「ワンマン」列車、全ドア降車なぜ普及しないのか 欧州で当たり前の「セルフ乗車方式」を採用すべき
和歌山線の王子—五条間(35.4km。全13駅、うち無人の5駅は機械化無人駅)にも、桜井線と同じ残念なワンマン列車が走っている。ところが、沿線施設の従業者か来場者が大量に降車する列車や、下校高校生の一群がホームで待っている場合には、「すべてのドアがご利用できるように変更します」と自動放送して全ドアを開くことが、日常的に実施されている。
駅の案内掲示に、「4両ワンマンはすべてのドアが開きます(和歌山線のみ)」とある。王寺16時02分発の五条行4両編成に乗車した。この区間の無人駅はすべて機械化無人駅で、その到着前の案内放送は「すべてのドアがご利用いただけます。切符・運賃は駅の集札箱に入れていただき、イコカなどは駅の改札機にタッチしてください」だ。2007年まではスイッチバック駅だった山間の1面1線の北宇智駅(ログハウス風のミニ駅舎に簡易型IC改札機、券売機、集札箱を設置)でも、全ドアで乗り降りできる。
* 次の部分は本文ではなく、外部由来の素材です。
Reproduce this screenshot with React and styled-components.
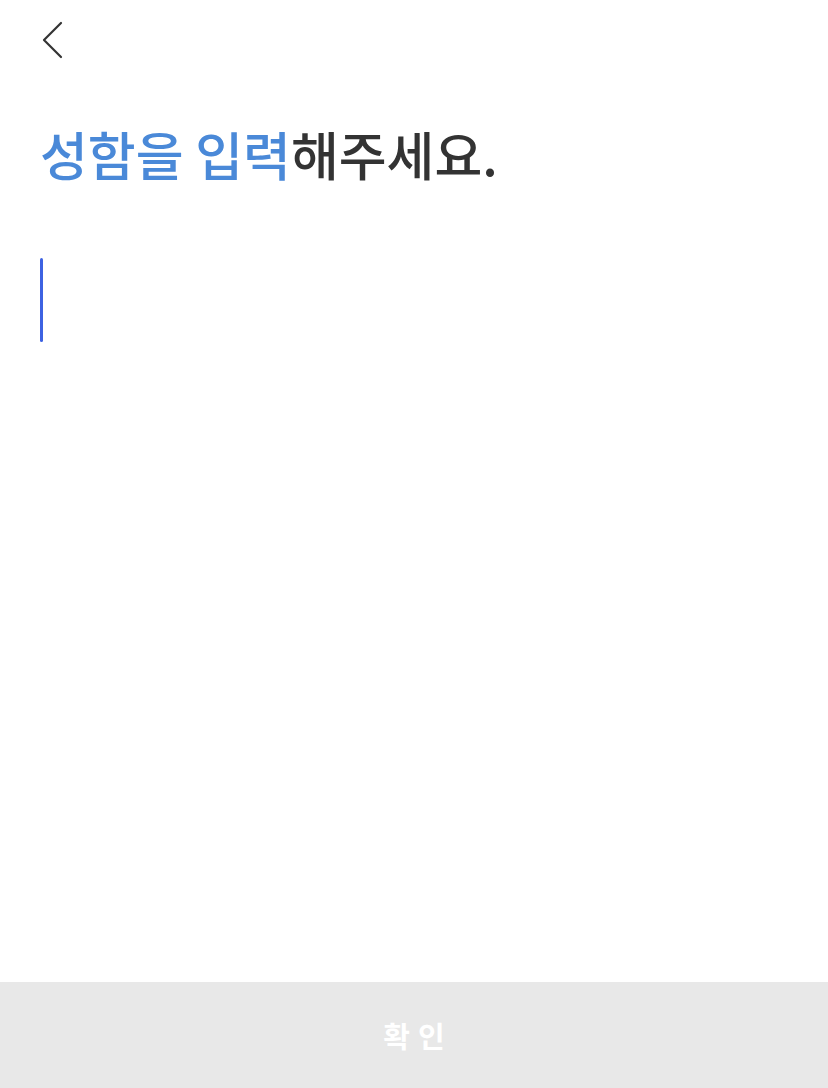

全国のJR線と私鉄線には機械化無人駅(自動改札ゲートまたは簡易改札機を設置)を擁する線区での「都市型」実施例はたくさんある。
「セルフ乗車」は朝夕だけ
227系1000番台の車両には、車載型IC改札機(タッチ部と残高表示部のみ) の乗車用が全ドアの脇に、降車用が運転室後ろに設置してある。和歌山線の五条—和歌山間(53.5km、全24駅)の無人駅(券売機のみ設置)17駅では、IC乗車券で乗降する際にはこれにタッチし、切符の場合は最前部の運賃箱に投入する。
朝夕はすべてのドアを使用する。IC乗車券に限定ながら朝夕は「セルフ乗車」が実施されているのだ。ただし、降車用IC改札機は各社の運転席の後ろだけに設置されているため、降車客が集中する高等学校最寄りの無人駅には、出場用の簡易IC改札機が駅に設置してあり、無タッチで降車した場合に備えている。全ドア脇に降車用も設置してタッチ降車に統一することが望ましい。また、切符の最前部運賃箱への投入も不便であり、少なくとも降車用改札機の隣に集札箱が必要だ。そして、昼間は利用者が少ないとはいえ、最前部のドアだけで乗降する「在来型」としているのは残念だ。
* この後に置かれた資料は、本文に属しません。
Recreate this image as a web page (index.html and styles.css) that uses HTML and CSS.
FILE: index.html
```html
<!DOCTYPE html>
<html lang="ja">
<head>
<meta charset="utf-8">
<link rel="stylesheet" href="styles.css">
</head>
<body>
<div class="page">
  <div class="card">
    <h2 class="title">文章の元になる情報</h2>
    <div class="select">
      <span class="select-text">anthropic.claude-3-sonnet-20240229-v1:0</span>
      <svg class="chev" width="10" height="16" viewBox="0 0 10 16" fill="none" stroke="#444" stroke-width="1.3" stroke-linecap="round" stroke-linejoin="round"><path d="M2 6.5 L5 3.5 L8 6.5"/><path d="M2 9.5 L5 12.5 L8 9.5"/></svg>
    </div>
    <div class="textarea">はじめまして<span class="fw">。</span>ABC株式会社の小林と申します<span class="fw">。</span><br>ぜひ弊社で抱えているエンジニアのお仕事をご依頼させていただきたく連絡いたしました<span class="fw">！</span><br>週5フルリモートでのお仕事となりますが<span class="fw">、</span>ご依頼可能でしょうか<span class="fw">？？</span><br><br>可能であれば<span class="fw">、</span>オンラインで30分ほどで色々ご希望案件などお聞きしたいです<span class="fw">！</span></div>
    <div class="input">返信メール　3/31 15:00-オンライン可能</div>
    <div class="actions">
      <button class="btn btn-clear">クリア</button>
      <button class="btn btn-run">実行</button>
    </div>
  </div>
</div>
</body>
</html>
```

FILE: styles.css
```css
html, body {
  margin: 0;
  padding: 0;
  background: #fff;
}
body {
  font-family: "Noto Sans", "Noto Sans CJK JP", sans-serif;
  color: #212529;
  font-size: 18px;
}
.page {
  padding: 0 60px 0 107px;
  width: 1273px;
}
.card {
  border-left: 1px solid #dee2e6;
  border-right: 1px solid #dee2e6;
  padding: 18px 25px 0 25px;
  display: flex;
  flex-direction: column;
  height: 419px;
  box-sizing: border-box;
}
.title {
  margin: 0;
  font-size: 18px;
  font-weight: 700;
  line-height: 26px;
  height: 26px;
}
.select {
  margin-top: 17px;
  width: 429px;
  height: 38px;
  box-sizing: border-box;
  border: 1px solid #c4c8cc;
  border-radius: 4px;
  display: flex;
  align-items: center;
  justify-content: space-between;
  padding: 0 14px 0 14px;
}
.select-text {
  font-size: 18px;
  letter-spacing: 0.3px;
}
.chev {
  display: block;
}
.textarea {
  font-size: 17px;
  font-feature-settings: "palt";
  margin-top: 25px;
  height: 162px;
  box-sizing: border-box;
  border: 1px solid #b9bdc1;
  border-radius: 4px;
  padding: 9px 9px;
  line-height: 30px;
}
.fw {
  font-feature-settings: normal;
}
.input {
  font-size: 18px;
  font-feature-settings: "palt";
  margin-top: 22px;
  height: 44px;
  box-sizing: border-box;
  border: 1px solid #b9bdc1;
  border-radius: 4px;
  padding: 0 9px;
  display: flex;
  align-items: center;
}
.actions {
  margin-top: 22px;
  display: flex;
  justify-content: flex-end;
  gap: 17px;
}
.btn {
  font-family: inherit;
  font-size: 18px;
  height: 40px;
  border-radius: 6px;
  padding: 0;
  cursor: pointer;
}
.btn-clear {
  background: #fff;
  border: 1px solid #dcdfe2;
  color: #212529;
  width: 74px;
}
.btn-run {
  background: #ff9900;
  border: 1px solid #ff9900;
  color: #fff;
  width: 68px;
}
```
簡易型改札機と車載型改札機には不正乗車を抑止する機能はない。こうした改札機で乗客が自律的にセルフサービスで改札する(運賃を支払う)、これが、「セルフ乗車」だ。乗客の公徳心・公共心に頼る方式であるがゆえに、不正乗車誘発の懸念ありとして、わが国では導入についての議論や検討すら劣後されてきた。その「セルフ乗車型」ワンマンが、一部の列車ではあるが実施されている。桜井線、和歌山線は、先進路線なのだ。しかし、大多数の列車には「在来型」の乗降スタイルを存留しているのは、不正乗車の懸念からであろうか。